其二,产业发展转型作为徽州传统村落治理共同体变迁的内生动力,促进了多元行动者的共同参与,将过去村民之间单一的人际交往扩充到社会群体构成的复杂业缘关系上来,为实现现代化的乡村治理提供了土壤。在L村具体的实践逻辑中,通过政企合作、项目投资、服务就业、门票分红等多种旅游开发形式,促使县政府、旅游公司、村民、村委会等行动者结成不同的竞争合作关系,推动了乡村治理共同体的重构和主体意识的培育。因此,面对产业发展新需求,乡村社会在完善产业结构的同时,也要积极拓展治理体系的有效实施路径,增加对进驻企业的信誉管理、经营者之间的利益协调、村集体资产投资与分配等,驱使乡村治理向专业化、组织化、规范化的方式转变。
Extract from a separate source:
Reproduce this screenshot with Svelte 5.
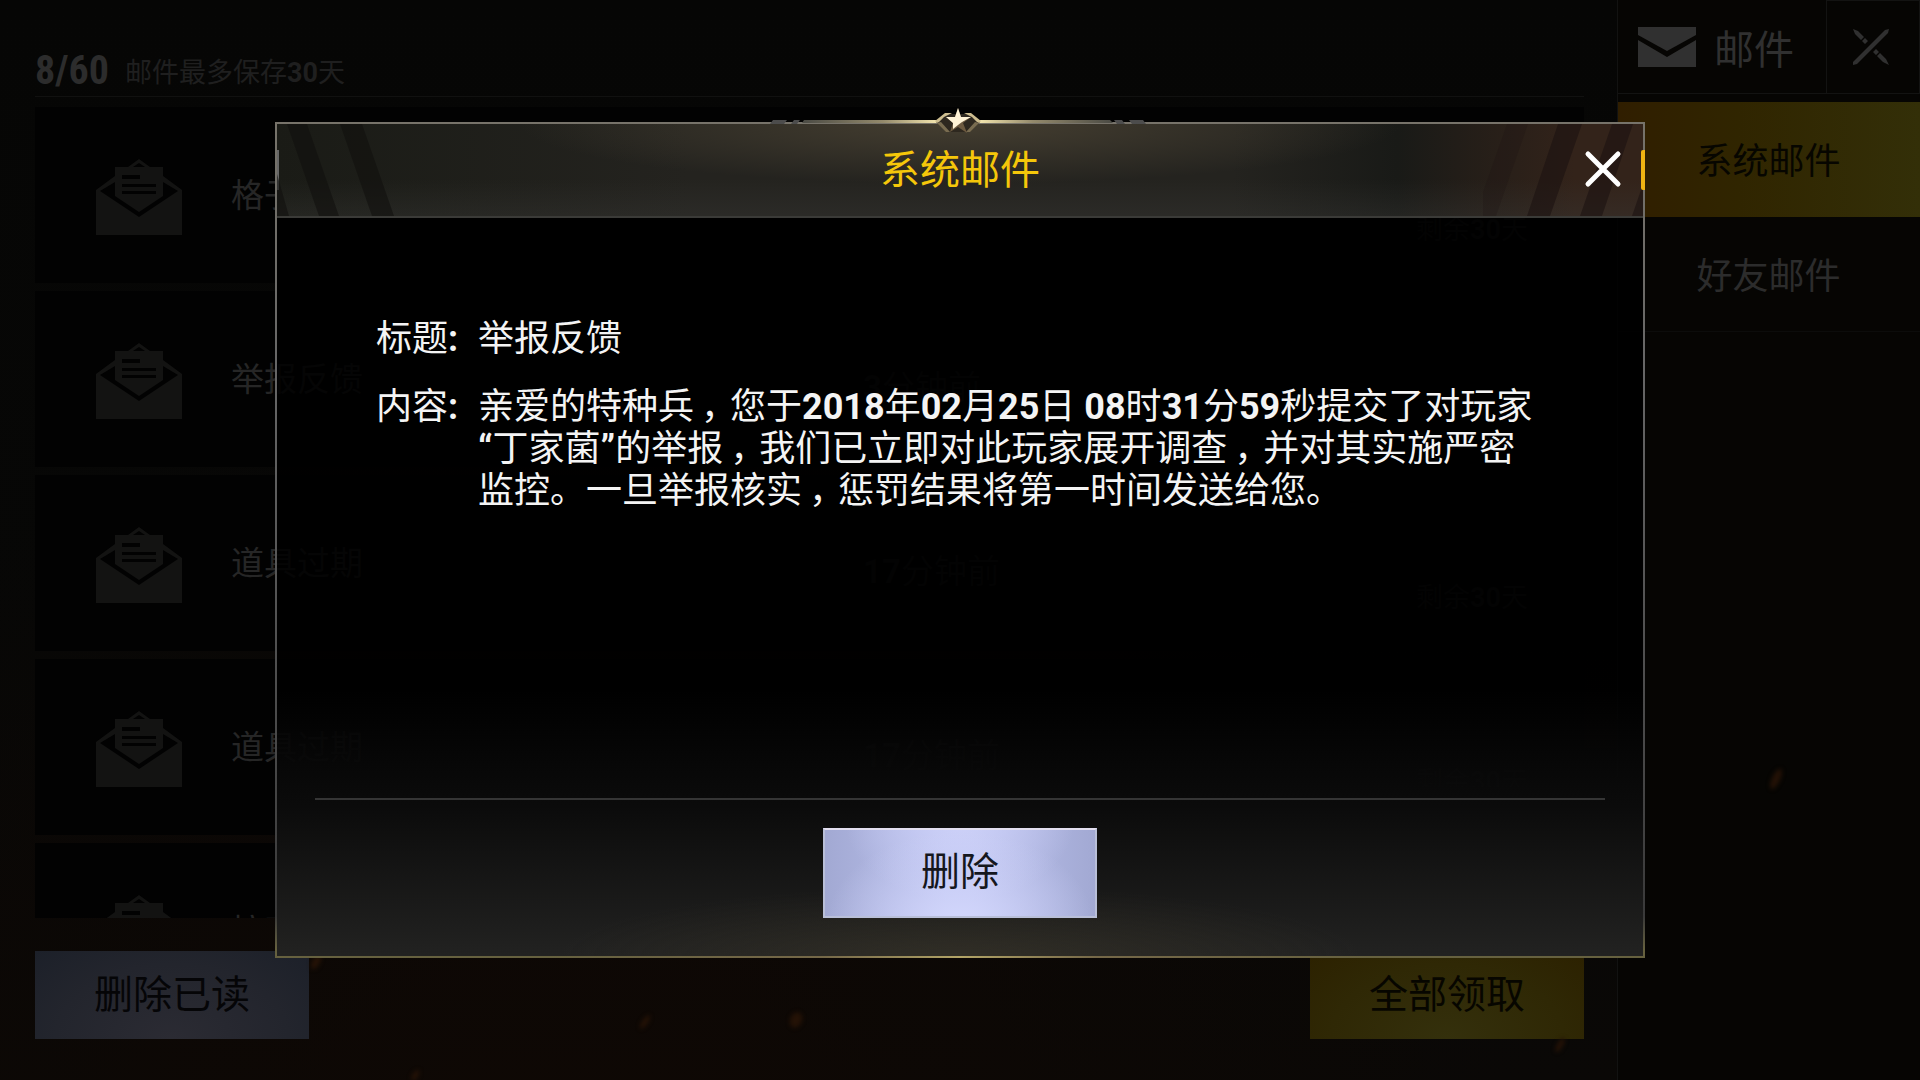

需要说明的是,受单个案例研究局限性的影响,研究启示在普遍适用性方面存在不足,未来研究需进一步扩充样本,增加不同区域、不同类型传统村落的对比研究。但徽州传统村落治理共同体变迁为乡村治理提供了一种新的思路,即乡村治理转型的路径有诸多可能,围绕自组织带动、传统文化复兴、产业发展转型、政策引导、资本推动、多元参与等,都会出现创造性的转化。